### Source excerpt

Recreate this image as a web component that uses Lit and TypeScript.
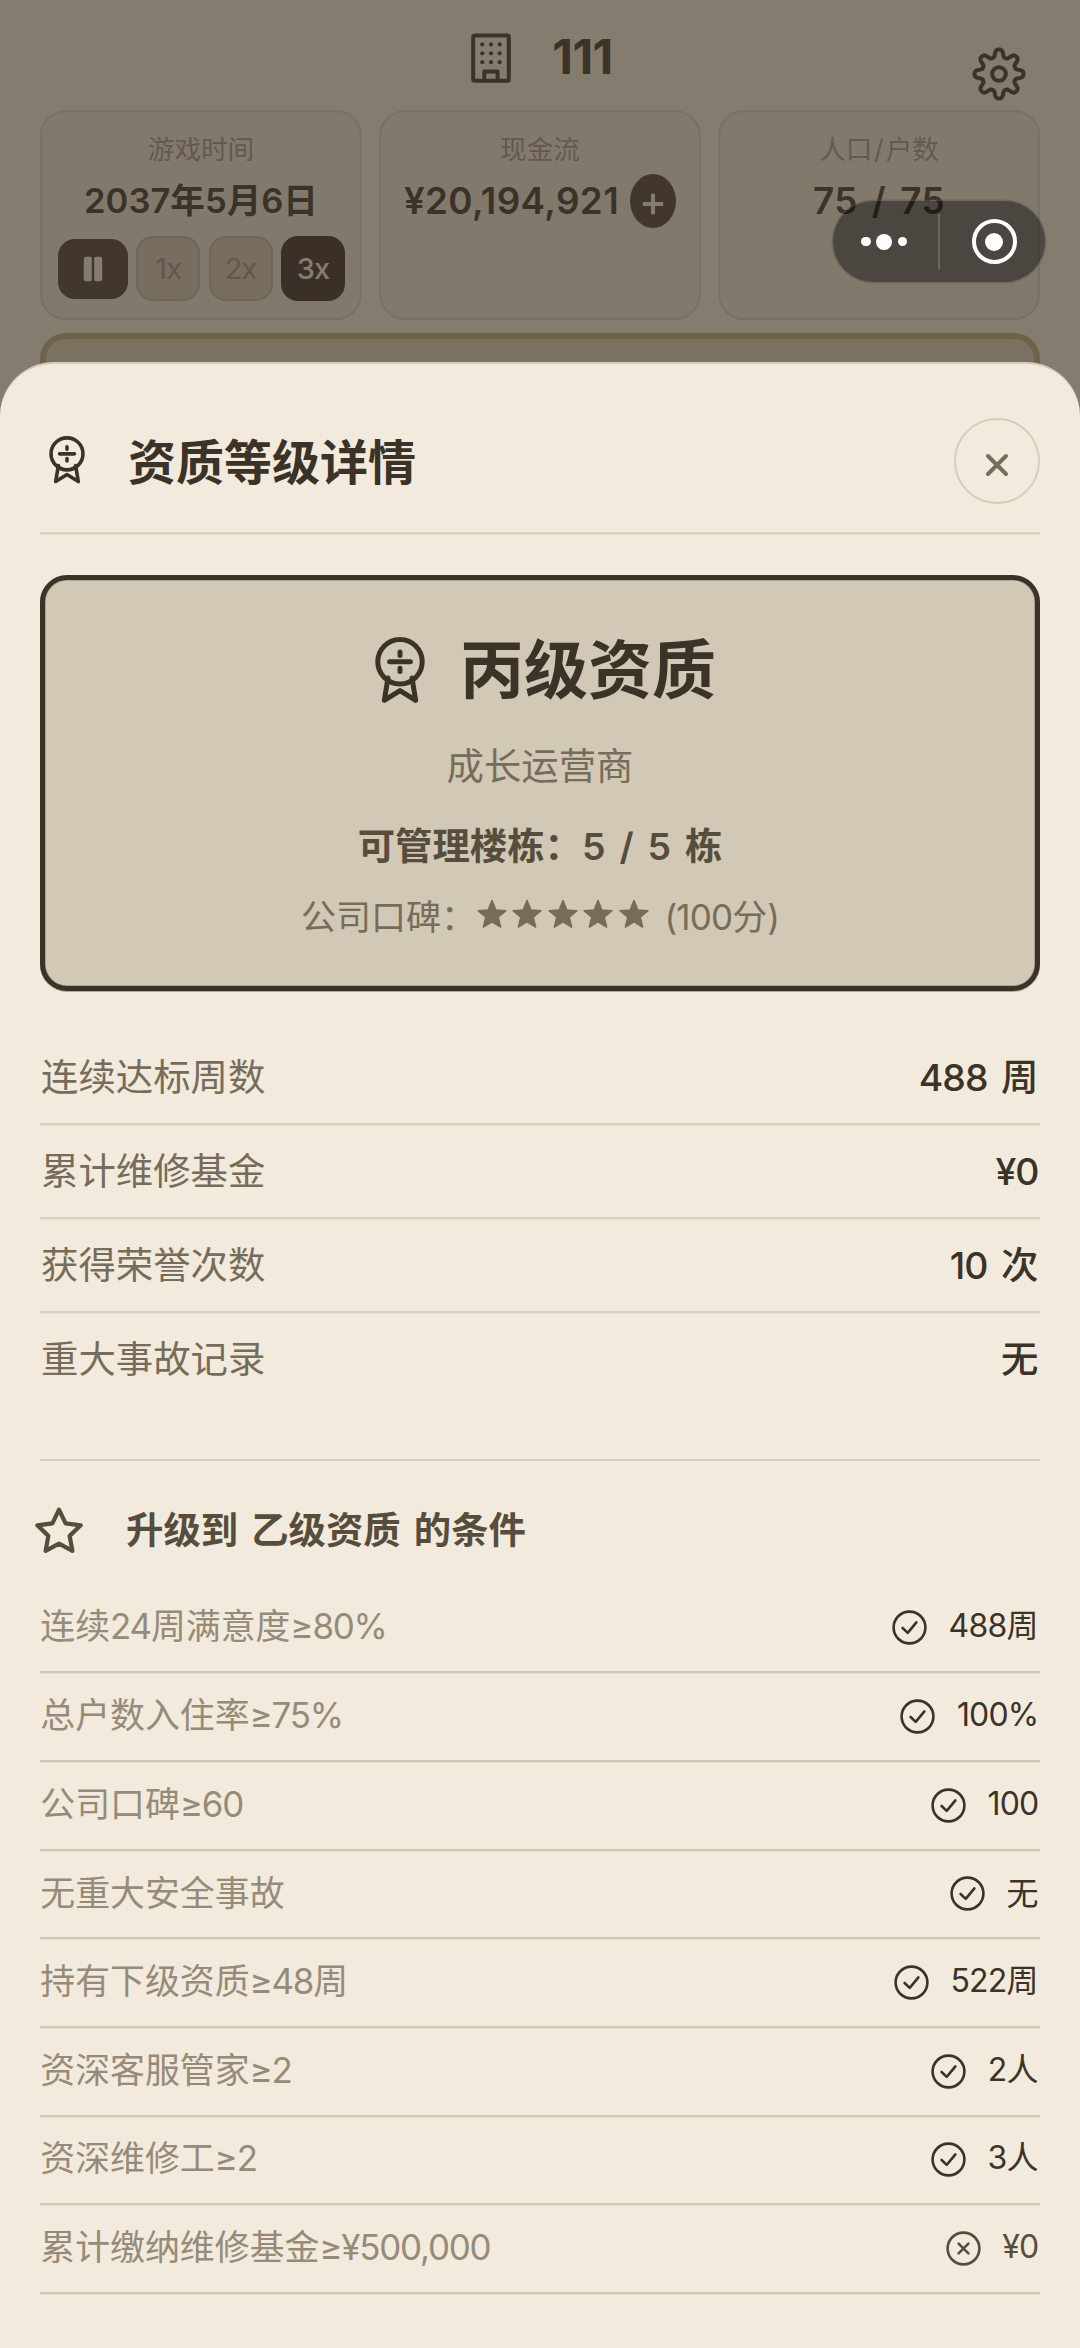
import { LitElement, html, svg, css } from "lit";
import { customElement, property } from "lit/decorators.js";

/** Splits a string into CJK and Latin runs so that each gets its own face. */
const mixed = (text: string) =>
  text
    .split(/([\x20-\x7e\u00a5\u2265]+)/)
    .filter((run) => run !== "")
    .map((run) => (/^[\x20-\x7e\u00a5\u2265]/.test(run) ? html`<span class="lat">${run}</span>` : run));

const starPoints = (cx: number, cy: number, outer: number, inner: number) =>
  Array.from({ length: 10 }, (_, i) => {
    const r = i % 2 ? inner : outer;
    const a = (i * Math.PI) / 5 - Math.PI / 2;
    return `${(cx + r * Math.cos(a)).toFixed(2)},${(cy + r * Math.sin(a)).toFixed(2)}`;
  }).join(" ");

const gearPoints = (c: number, mid: number, amp: number) =>
  Array.from({ length: 192 }, (_, i) => {
    const a = (i / 192) * Math.PI * 2;
    const r = mid + (amp * Math.tanh(1.5 * Math.cos(8 * a))) / Math.tanh(1.5);
    return `${(c + r * Math.cos(a)).toFixed(2)},${(c + r * Math.sin(a)).toFixed(2)}`;
  }).join(" ");

const ICONS = {
  medal: {
    box: "0 0 50 66",
    body: svg`<g fill="none" stroke="currentColor" stroke-width="5" stroke-linecap="round" stroke-linejoin="round">
      <circle cx="25" cy="24.8" r="22.2"/>
      <path d="M14.6 24.8H35.4"/>
      <path d="M13 41L9.3 63.3L25 53.6L40.7 63.3L37 41"/>
      <path d="M25 15V18.4M25 31.2V34.6"/></g>`,
  },
  building: {
    box: "0 0 40 50",
    body: svg`<g fill="none" stroke="currentColor" stroke-width="4" stroke-linejoin="round">
      <rect x="2.2" y="2.4" width="35.6" height="45.4" rx="1.6"/>
      <path d="M13.3 47V38.4H26.6V47"/></g>
      <g fill="currentColor">${[11.3, 20, 28.7].map((x) =>
        [11.4, 20.3, 29.2].map((y) => svg`<circle cx=${x} cy=${y} r="2.1"/>`)
      )}</g>`,
  },
  gear: {
    box: "0 0 54 54",
    body: svg`<g fill="none" stroke="currentColor" stroke-width="4" stroke-linejoin="round">
      <polygon points=${gearPoints(27, 20.8, 3.7)}/>
      <circle cx="27" cy="27" r="6.8"/></g>`,
  },
  plus: {
    box: "0 0 22 22",
    body: svg`<path d="M11 .8V21.2M.8 11H21.2" stroke="currentColor" stroke-width="4"/>`,
  },
  pause: {
    box: "0 0 20 26",
    body: svg`<g fill="currentColor"><rect x=".8" y=".8" width="8" height="24.4" rx="2"/><rect x="11.2" y=".8" width="8" height="24.4" rx="2"/></g>`,
  },
  close: {
    box: "0 0 24 24",
    body: svg`<path d="M3 3L21 21M21 3L3 21" stroke="currentColor" stroke-width="4" stroke-linecap="round"/>`,
  },
  star: {
    box: "0 0 50 50",
    body: svg`<polygon points=${starPoints(25, 26.4, 22.8, 11.2)} fill="none" stroke="currentColor" stroke-width="4.2" stroke-linejoin="round"/>`,
  },
  rate: {
    box: "0 0 30 30",
    body: svg`<polygon points=${starPoints(15, 16.2, 14.6, 6.5)} fill="currentColor" stroke="currentColor" stroke-width="1.6" stroke-linejoin="round"/>`,
  },
  check: {
    box: "0 0 35 35",
    body: svg`<g fill="none" stroke="currentColor" stroke-width="2.6" stroke-linecap="round" stroke-linejoin="round">
      <circle cx="17.5" cy="17.5" r="15.9"/><path d="M10.6 18L15.7 22.9L24.4 12.4"/></g>`,
  },
  cross: {
    box: "0 0 35 35",
    body: svg`<g fill="none" stroke="currentColor" stroke-width="2.6" stroke-linecap="round">
      <circle cx="17.5" cy="17.5" r="15.9"/><path d="M12.6 12.6L22.4 22.4M22.4 12.6L12.6 22.4"/></g>`,
  },
};

type IconName = keyof typeof ICONS;

@customElement("ui-icon")
class UiIcon extends LitElement {
  @property() name: IconName = "star";

  static styles = css`
    :host {
      display: block;
      flex: none;
    }
    svg {
      display: block;
      width: 100%;
      height: 100%;
    }
  `;

  render() {
    const icon = ICONS[this.name];
    return html`<svg viewBox=${icon.box}>${icon.body}</svg>`;
  }
}

const STATS = [
  ["连续达标周数", "488 周"],
  ["累计维修基金", "¥0"],
  ["获得荣誉次数", "10 次"],
  ["重大事故记录", "无"],
];

const CONDITIONS: { label: string; value: string; met: boolean }[] = [
  { label: "连续24周满意度≥80%", value: "488周", met: true },
  { label: "总户数入住率≥75%", value: "100%", met: true },
  { label: "公司口碑≥60", value: "100", met: true },
  { label: "无重大安全事故", value: "无", met: true },
  { label: "持有下级资质≥48周", value: "522周", met: true },
  { label: "资深客服管家≥2", value: "2人", met: true },
  { label: "资深维修工≥2", value: "3人", met: true },
  { label: "累计缴纳维修基金≥¥500,000", value: "¥0", met: false },
];

@customElement("app-root")
class AppRoot extends LitElement {
  static styles = css`
    :host {
      display: block;
      position: relative;
      box-sizing: border-box;
      width: 1080px;
      height: 2348px;
      overflow: hidden;
      background: #857c70;
      color: #3b3228;
      font-family: "Noto Sans CJK SC", sans-serif;
      white-space: nowrap;
    }
    * {
      box-sizing: border-box;
    }
    .lat {
      font-family: Inter, "Noto Sans CJK SC", sans-serif;
      letter-spacing: -0.025em;
      word-spacing: 0.12em;
      white-space: pre;
    }

    /* dimmed game screen */
    .game {
      display: flex;
      flex-direction: column;
      padding: 0 40px;
    }
    .topbar {
      display: grid;
      grid-template-columns: 1fr auto 1fr;
      align-items: center;
      height: 110px;
    }
    .brand {
      grid-column: 2;
      display: flex;
      align-items: center;
      gap: 41px;
      height: 118px;
      margin: -1px 0 0 4px;
      font-size: 48px;
      font-weight: 700;
    }
    .brand .lat {
      letter-spacing: -0.01em;
      margin-top: -3px;
    }
    .brand ui-icon {
      width: 40px;
      height: 50px;
    }
    .topbar .settings {
      justify-self: end;
      width: 54px;
      height: 54px;
      margin: 40px 14px 0 0;
      translate: 0 -5px;
    }
    .tiles {
      display: grid;
      grid-template-columns: repeat(3, 1fr);
      gap: 17px;
      height: 210px;
    }
    .tile {
      display: flex;
      flex-direction: column;
      align-items: center;
      padding: 18px 0 0;
      border: 2px solid #7a7164;
      border-radius: 26px;
      background: #82796d;
    }
    .tile-label {
      height: 36px;
      line-height: 36px;
      font-size: 26.6px;
      color: #635a4d;
    }
    .tile-label .lat {
      letter-spacing: 0.08em;
      margin-left: 0.06em;
    }
    .tile-value {
      display: flex;
      align-items: center;
      justify-content: center;
      height: 54px;
      margin-top: 8px;
      gap: 11px;
      font-size: 36.8px;
      line-height: 54px;
      font-weight: 600;
    }
    .tile-value .lat {
      letter-spacing: 0.01em;
      word-spacing: 0.12em;
    }
    .tile-value.date {
      font-size: 34.6px;
      margin-top: 6px;
    }
    .tile-value.date .lat {
      letter-spacing: 0;
    }
    .add {
      display: flex;
      align-items: center;
      justify-content: center;
      width: 46px;
      height: 54px;
      padding-top: 5px;
      border-radius: 50%;
      background: #41372a;
      color: #857c70;
    }
    .add ui-icon {
      width: 22px;
      height: 22px;
    }
    .speeds {
      display: flex;
      align-items: center;
      gap: 8.4px;
      margin: 10px 0 0 1px;
    }
    .speed {
      display: flex;
      align-items: center;
      justify-content: center;
      width: 64px;
      height: 65px;
      border: 2px solid #6f6658;
      border-radius: 17px;
      background: #776e60;
      color: #61584a;
      font-size: 29px;
    }
    .speed.pause {
      width: 70px;
      height: 60px;
      border-color: #41372a;
      background: #41372a;
      color: #857c70;
    }
    .speed.pause ui-icon {
      width: 20px;
      height: 26px;
    }
    .speed.on {
      border-color: #3a3027;
      background: #3a3027;
      color: #857c70;
      font-weight: 500;
    }
    .notice {
      height: 90px;
      margin-top: 12.5px;
      border: 6px solid #706149;
      border-radius: 26px;
      background: #7a7161;
    }

    /* host-app capsule floating over the page */
    .capsule {
      position: absolute;
      left: 833px;
      top: 201px;
      display: grid;
      grid-template-columns: 105px 2px 1fr;
      align-items: center;
      justify-items: center;
      width: 212px;
      height: 81px;
      border-radius: 41px;
      background: rgba(0, 0, 0, 0.42);
      box-shadow: 0 0 0 1.5px rgba(90, 82, 76, 0.45);
    }
    .dots {
      display: flex;
      align-items: center;
      gap: 5.5px;
      margin-right: 3px;
    }
    .dot {
      width: 9.4px;
      height: 9.4px;
      border-radius: 50%;
      background: #fff;
    }
    .dot.big {
      width: 16px;
      height: 16px;
    }
    .sep {
      width: 2px;
      height: 55px;
      background: #6d6761;
    }
    .ring {
      display: flex;
      align-items: center;
      justify-content: center;
      width: 45px;
      height: 45px;
      margin-left: 3px;
      border: 4.5px solid #fff;
      border-radius: 50%;
    }
    .ring .dot {
      width: 18px;
      height: 18px;
    }

    /* bottom sheet */
    .sheet {
      position: absolute;
      inset: 362px 0 0;
      display: flex;
      flex-direction: column;
      padding: 0 40px;
      border-top: 2px solid #d3cab8;
      border-radius: 54px 54px 0 0;
      background: #f2eadc;
    }
    .sheet-head {
      display: flex;
      align-items: center;
      height: 170px;
      padding-top: 26px;
      border-bottom: 2px solid #d9d1bf;
      box-shadow: 0 1px 0 #e4dccc;
    }
    .sheet-head ui-icon.medal {
      width: 36px;
      height: 47.5px;
      margin: -1px 0 0 9px;
    }
    .sheet-title {
      flex: 1;
      height: 60px;
      margin: -3px 0 0 43px;
      line-height: 60px;
      font-size: 48px;
      font-weight: 600;
    }
    .close {
      display: flex;
      align-items: center;
      justify-content: center;
      width: 86px;
      height: 86px;
      padding-top: 8px;
      border: 2px solid #d6cdbb;
      border-radius: 50%;
      color: #776c5a;
    }
    .sheet-head ui-icon.medal,
    .sheet-title,
    .close {
      margin-bottom: 1px;
    }
    .close ui-icon {
      width: 24px;
      height: 24px;
    }
    .grade {
      display: flex;
      flex-direction: column;
      align-items: center;
      height: 416px;
      margin-top: 41px;
      padding-top: 44px;
      border: 5px solid #3b3228;
      border-radius: 27px;
      background: #d1c8b6;
      box-shadow: inset 0 0 0 0.6px #8d8374, 0 1px 0 #b0a796;
      color: #776c5a;
    }
    .grade-name {
      display: flex;
      align-items: center;
      gap: 35px;
      height: 90px;
      margin-left: 11px;
      line-height: 90px;
      color: #3b3228;
      font-size: 64px;
      font-weight: 600;
    }
    .grade-name span {
      margin-top: -8px;
    }
    .grade-name ui-icon {
      width: 50px;
      height: 66px;
      margin-top: 2px;
    }
    .grade-role {
      height: 56px;
      margin-top: 22px;
      line-height: 56px;
      font-size: 37.4px;
    }
    .grade-cap {
      height: 56px;
      margin-top: 24px;
      line-height: 56px;
      font-size: 37.4px;
      font-weight: 600;
      color: #574d3c;
    }
    .grade-cap .lat {
      word-spacing: 0.17em;
    }
    .grade-fame {
      display: flex;
      height: 56px;
      margin-top: 15px;
      line-height: 56px;
      font-size: 35px;
    }
    .grade-fame .lat {
      word-spacing: 0;
    }
    .stars {
      display: flex;
      gap: 5.4px;
      margin: 12px 7px 0 1px;
    }
    .stars ui-icon {
      width: 30px;
      height: 30px;
    }
    .stats {
      display: flex;
      flex-direction: column;
      margin-top: 40px;
    }
    .stat {
      display: flex;
      justify-content: space-between;
      height: 94px;
      padding: 0 1.5px 0 1px;
      border-bottom: 2px solid #d9d1bf;
      box-shadow: 0 1px 0 #e6decf;
      line-height: 89px;
      font-size: 37.4px;
      color: #776c5a;
    }
    .stat:last-child {
      border-bottom-color: transparent;
      box-shadow: none;
    }
    .stat-value {
      color: #3b3228;
      font-weight: 500;
    }
    .upgrade {
      display: flex;
      flex-direction: column;
      margin-top: 52px;
      border-top: 2px solid #d9d1bf;
    }
    .upgrade-head {
      display: flex;
      align-items: center;
      height: 123.6px;
      color: #574d3c;
      font-size: 37.4px;
      font-weight: 600;
    }
    .upgrade-head ui-icon {
      width: 50px;
      height: 50px;
      margin: 17px 42px 0 -6px;
    }
    .upgrade-title {
      height: 56px;
      margin-top: 10px;
      line-height: 56px;
    }
    .cond {
      display: flex;
      align-items: center;
      height: 88.66px;
      padding: 0 1.5px 0 0.3px;
      border-bottom: 2px solid #cfc6b5;
      box-shadow: 0 1px 0 #e4dccc;
      font-size: 34.9px;
      color: #968b78;
    }
    .cond-label {
      flex: 1;
      line-height: 56px;
      margin-top: -5px;
    }
    .cond-label .lat {
      letter-spacing: -0.035em;
    }
    .cond ui-icon {
      width: 35px;
      height: 35px;
      margin-right: 21.5px;
    }
    .met {
      color: #3b3228;
    }
    .unmet {
      color: #574d3c;
    }
    .cond-value {
      font-size: 32px;
      line-height: 56px;
      margin-top: -6px;
    }
  `;

  render() {
    return html`
      <div class="game">
        <div class="topbar">
          <div class="brand"><ui-icon name="building"></ui-icon><span class="lat">111</span></div>
          <ui-icon class="settings" name="gear"></ui-icon>
        </div>
        <div class="tiles">
          <div class="tile">
            <div class="tile-label">游戏时间</div>
            <div class="tile-value date"><span>${mixed("2037年5月6日")}</span></div>
            <div class="speeds">
              <div class="speed pause"><ui-icon name="pause"></ui-icon></div>
              <div class="speed"><span class="lat">1x</span></div>
              <div class="speed"><span class="lat">2x</span></div>
              <div class="speed on"><span class="lat">3x</span></div>
            </div>
          </div>
          <div class="tile">
            <div class="tile-label">现金流</div>
            <div class="tile-value">
              <span class="lat">¥20,194,921</span><div class="add"><ui-icon name="plus"></ui-icon></div>
            </div>
          </div>
          <div class="tile">
            <div class="tile-label">${mixed("人口/户数")}</div>
            <div class="tile-value"><span class="lat">75 / 75</span></div>
          </div>
        </div>
        <div class="notice"></div>
      </div>

      <div class="sheet">
        <div class="sheet-head">
          <ui-icon class="medal" name="medal"></ui-icon>
          <div class="sheet-title">资质等级详情</div>
          <div class="close"><ui-icon name="close"></ui-icon></div>
        </div>
        <div class="grade">
          <div class="grade-name"><ui-icon name="medal"></ui-icon><span>丙级资质</span></div>
          <div class="grade-role">成长运营商</div>
          <div class="grade-cap">${mixed("可管理楼栋：5 / 5 栋")}</div>
          <div class="grade-fame">
            <span>公司口碑：</span>
            <div class="stars">${[1, 2, 3, 4, 5].map(() => html`<ui-icon name="rate"></ui-icon>`)}</div>
            <span>${mixed(" (100分)")}</span>
          </div>
        </div>
        <div class="stats">
          ${STATS.map(
            ([label, value]) =>
              html`<div class="stat"><span>${label}</span><span class="stat-value">${mixed(value)}</span></div>`
          )}
        </div>
        <div class="upgrade">
          <div class="upgrade-head">
            <ui-icon name="star"></ui-icon>
            <div class="upgrade-title">${mixed("升级到 乙级资质 的条件")}</div>
          </div>
          ${CONDITIONS.map(
            (c) => html`<div class="cond">
              <span class="cond-label">${mixed(c.label)}</span><ui-icon
                class=${c.met ? "met" : "unmet"}
                name=${c.met ? "check" : "cross"}
              ></ui-icon><span class="cond-value ${c.met ? "met" : "unmet"}">${mixed(c.value)}</span>
            </div>`
          )}
        </div>
      </div>

      <div class="capsule">
        <div class="dots"><div class="dot"></div><div class="dot big"></div><div class="dot"></div></div>
        <div class="sep"></div>
        <div class="ring"><div class="dot"></div></div>
      </div>
    `;
  }
}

######

Goal
Select every line in the material above where the string "that" occurs, and copy it.

Solution below
Recreate this image as a web component that uses Lit and TypeScript.
/** Splits a string into CJK and Latin runs so that each gets its own face. */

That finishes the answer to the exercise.